Required work: Transcribe the records below in full; pictures stay out of the copy.

# # # # #

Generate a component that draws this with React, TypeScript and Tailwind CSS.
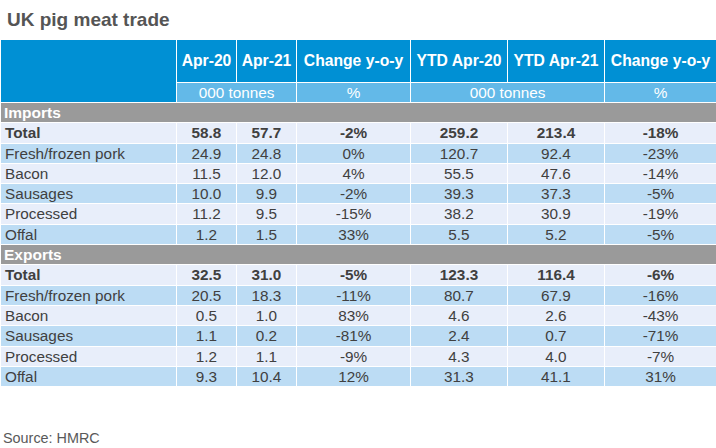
import React from "react";

type Row = { label: string; v: string[]; total?: boolean };

const imports: Row[] = [
  { label: "Total", v: ["58.8", "57.7", "-2%", "259.2", "213.4", "-18%"], total: true },
  { label: "Fresh/frozen pork", v: ["24.9", "24.8", "0%", "120.7", "92.4", "-23%"] },
  { label: "Bacon", v: ["11.5", "12.0", "4%", "55.5", "47.6", "-14%"] },
  { label: "Sausages", v: ["10.0", "9.9", "-2%", "39.3", "37.3", "-5%"] },
  { label: "Processed", v: ["11.2", "9.5", "-15%", "38.2", "30.9", "-19%"] },
  { label: "Offal", v: ["1.2", "1.5", "33%", "5.5", "5.2", "-5%"] },
];

const exportsRows: Row[] = [
  { label: "Total", v: ["32.5", "31.0", "-5%", "123.3", "116.4", "-6%"], total: true },
  { label: "Fresh/frozen pork", v: ["20.5", "18.3", "-11%", "80.7", "67.9", "-16%"] },
  { label: "Bacon", v: ["0.5", "1.0", "83%", "4.6", "2.6", "-43%"] },
  { label: "Sausages", v: ["1.1", "0.2", "-81%", "2.4", "0.7", "-71%"] },
  { label: "Processed", v: ["1.2", "1.1", "-9%", "4.3", "4.0", "-7%"] },
  { label: "Offal", v: ["9.3", "10.4", "12%", "31.3", "41.1", "31%"] },
];

const cols = "grid grid-cols-[175px_59px_59px_113px_96px_96px_1fr] gap-x-px";

function DataRow({ row, idx }: { row: Row; idx: number }) {
  const bg = idx % 2 === 0 ? "bg-[#e8eefa]" : "bg-[#bcdcf4]";
  const weight = row.total ? "font-bold" : "font-normal";
  return (
    <div className={`${cols} border-t border-white h-[20.3px] text-[15.3px] leading-none text-[#404040] ${weight}`}>
      <div className={`${bg} flex items-center pl-[4px]`}>{row.label}</div>
      {row.v.map((x, i) => (
        <div key={i} className={`${bg} flex items-center justify-center`}>
          {x}
        </div>
      ))}
    </div>
  );
}

function Section({ title, rows }: { title: string; rows: Row[] }) {
  return (
    <>
      <div className="border-t border-white h-[20.3px] bg-[#9a9a9a] flex items-center pl-[3px] text-white font-bold text-[15.5px] leading-none">
        {title}
      </div>
      {rows.map((r, i) => (
        <DataRow key={i} row={r} idx={i} />
      ))}
    </>
  );
}

export default function App() {
  return (
    <div
      className="w-[716px] h-[448px] bg-white overflow-hidden"
      style={{ fontFamily: '"Liberation Sans", Arial, sans-serif' }}
    >
      <div className="h-[40px] pt-[9px] pl-[7px] text-[19px] leading-[22px] font-bold text-[#555555]">
        UK pig meat trade
      </div>
      <div className="ml-px w-[715px]">
        <div className="grid grid-cols-[175px_59px_59px_113px_96px_96px_1fr] grid-rows-[42px_19px] gap-px bg-white">
          <div className="row-span-2 bg-[#0090d4]" />
          <div className="bg-[#0090d4] text-white font-bold text-[15.7px] flex items-center justify-center">Apr-20</div>
          <div className="bg-[#0090d4] text-white font-bold text-[15.7px] flex items-center justify-center">Apr-21</div>
          <div className="bg-[#0090d4] text-white font-bold text-[15.7px] flex items-center justify-center">Change y-o-y</div>
          <div className="bg-[#0090d4] text-white font-bold text-[15.7px] flex items-center justify-center">YTD Apr-20</div>
          <div className="bg-[#0090d4] text-white font-bold text-[15.7px] flex items-center justify-center">YTD Apr-21</div>
          <div className="bg-[#0090d4] text-white font-bold text-[15.7px] flex items-center justify-center">Change y-o-y</div>
          <div className="col-span-2 bg-[#63b9e8] text-white text-[15.3px] leading-none flex items-center justify-center">000 tonnes</div>
          <div className="bg-[#63b9e8] text-white text-[15.3px] leading-none flex items-center justify-center">%</div>
          <div className="col-span-2 bg-[#63b9e8] text-white text-[15.3px] leading-none flex items-center justify-center">000 tonnes</div>
          <div className="bg-[#63b9e8] text-white text-[15.3px] leading-none flex items-center justify-center">%</div>
        </div>
        <Section title="Imports" rows={imports} />
        <Section title="Exports" rows={exportsRows} />
      </div>
      <div className="mt-[45px] pl-[3px] text-[14.4px] leading-none text-[#595959]">Source: HMRC</div>
    </div>
  );
}
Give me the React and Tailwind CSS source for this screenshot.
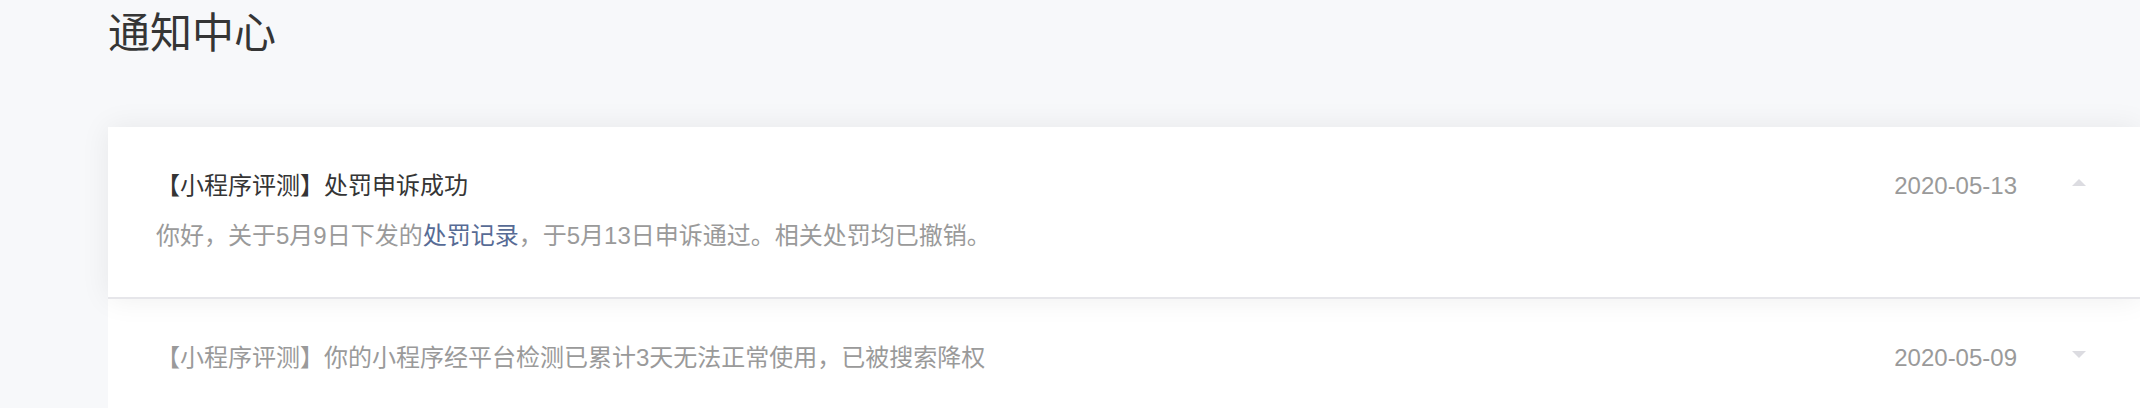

# # # # #

Correct result:
Generate a component that draws this with React, TypeScript and Tailwind CSS.
import React from "react";

type Row = { label: string; v: string[]; total?: boolean };

const imports: Row[] = [
  { label: "Total", v: ["58.8", "57.7", "-2%", "259.2", "213.4", "-18%"], total: true },
  { label: "Fresh/frozen pork", v: ["24.9", "24.8", "0%", "120.7", "92.4", "-23%"] },
  { label: "Bacon", v: ["11.5", "12.0", "4%", "55.5", "47.6", "-14%"] },
  { label: "Sausages", v: ["10.0", "9.9", "-2%", "39.3", "37.3", "-5%"] },
  { label: "Processed", v: ["11.2", "9.5", "-15%", "38.2", "30.9", "-19%"] },
  { label: "Offal", v: ["1.2", "1.5", "33%", "5.5", "5.2", "-5%"] },
];

const exportsRows: Row[] = [
  { label: "Total", v: ["32.5", "31.0", "-5%", "123.3", "116.4", "-6%"], total: true },
  { label: "Fresh/frozen pork", v: ["20.5", "18.3", "-11%", "80.7", "67.9", "-16%"] },
  { label: "Bacon", v: ["0.5", "1.0", "83%", "4.6", "2.6", "-43%"] },
  { label: "Sausages", v: ["1.1", "0.2", "-81%", "2.4", "0.7", "-71%"] },
  { label: "Processed", v: ["1.2", "1.1", "-9%", "4.3", "4.0", "-7%"] },
  { label: "Offal", v: ["9.3", "10.4", "12%", "31.3", "41.1", "31%"] },
];

const cols = "grid grid-cols-[175px_59px_59px_113px_96px_96px_1fr] gap-x-px";

function DataRow({ row, idx }: { row: Row; idx: number }) {
  const bg = idx % 2 === 0 ? "bg-[#e8eefa]" : "bg-[#bcdcf4]";
  const weight = row.total ? "font-bold" : "font-normal";
  return (
    <div className={`${cols} border-t border-white h-[20.3px] text-[15.3px] leading-none text-[#404040] ${weight}`}>
      <div className={`${bg} flex items-center pl-[4px]`}>{row.label}</div>
      {row.v.map((x, i) => (
        <div key={i} className={`${bg} flex items-center justify-center`}>
          {x}
        </div>
      ))}
    </div>
  );
}

function Section({ title, rows }: { title: string; rows: Row[] }) {
  return (
    <>
      <div className="border-t border-white h-[20.3px] bg-[#9a9a9a] flex items-center pl-[3px] text-white font-bold text-[15.5px] leading-none">
        {title}
      </div>
      {rows.map((r, i) => (
        <DataRow key={i} row={r} idx={i} />
      ))}
    </>
  );
}

export default function App() {
  return (
    <div
      className="w-[716px] h-[448px] bg-white overflow-hidden"
      style={{ fontFamily: '"Liberation Sans", Arial, sans-serif' }}
    >
      <div className="h-[40px] pt-[9px] pl-[7px] text-[19px] leading-[22px] font-bold text-[#555555]">
        UK pig meat trade
      </div>
      <div className="ml-px w-[715px]">
        <div className="grid grid-cols-[175px_59px_59px_113px_96px_96px_1fr] grid-rows-[42px_19px] gap-px bg-white">
          <div className="row-span-2 bg-[#0090d4]" />
          <div className="bg-[#0090d4] text-white font-bold text-[15.7px] flex items-center justify-center">Apr-20</div>
          <div className="bg-[#0090d4] text-white font-bold text-[15.7px] flex items-center justify-center">Apr-21</div>
          <div className="bg-[#0090d4] text-white font-bold text-[15.7px] flex items-center justify-center">Change y-o-y</div>
          <div className="bg-[#0090d4] text-white font-bold text-[15.7px] flex items-center justify-center">YTD Apr-20</div>
          <div className="bg-[#0090d4] text-white font-bold text-[15.7px] flex items-center justify-center">YTD Apr-21</div>
          <div className="bg-[#0090d4] text-white font-bold text-[15.7px] flex items-center justify-center">Change y-o-y</div>
          <div className="col-span-2 bg-[#63b9e8] text-white text-[15.3px] leading-none flex items-center justify-center">000 tonnes</div>
          <div className="bg-[#63b9e8] text-white text-[15.3px] leading-none flex items-center justify-center">%</div>
          <div className="col-span-2 bg-[#63b9e8] text-white text-[15.3px] leading-none flex items-center justify-center">000 tonnes</div>
          <div className="bg-[#63b9e8] text-white text-[15.3px] leading-none flex items-center justify-center">%</div>
        </div>
        <Section title="Imports" rows={imports} />
        <Section title="Exports" rows={exportsRows} />
      </div>
      <div className="mt-[45px] pl-[3px] text-[14.4px] leading-none text-[#595959]">Source: HMRC</div>
    </div>
  );
}
Give me the React and Tailwind CSS source for this screenshot.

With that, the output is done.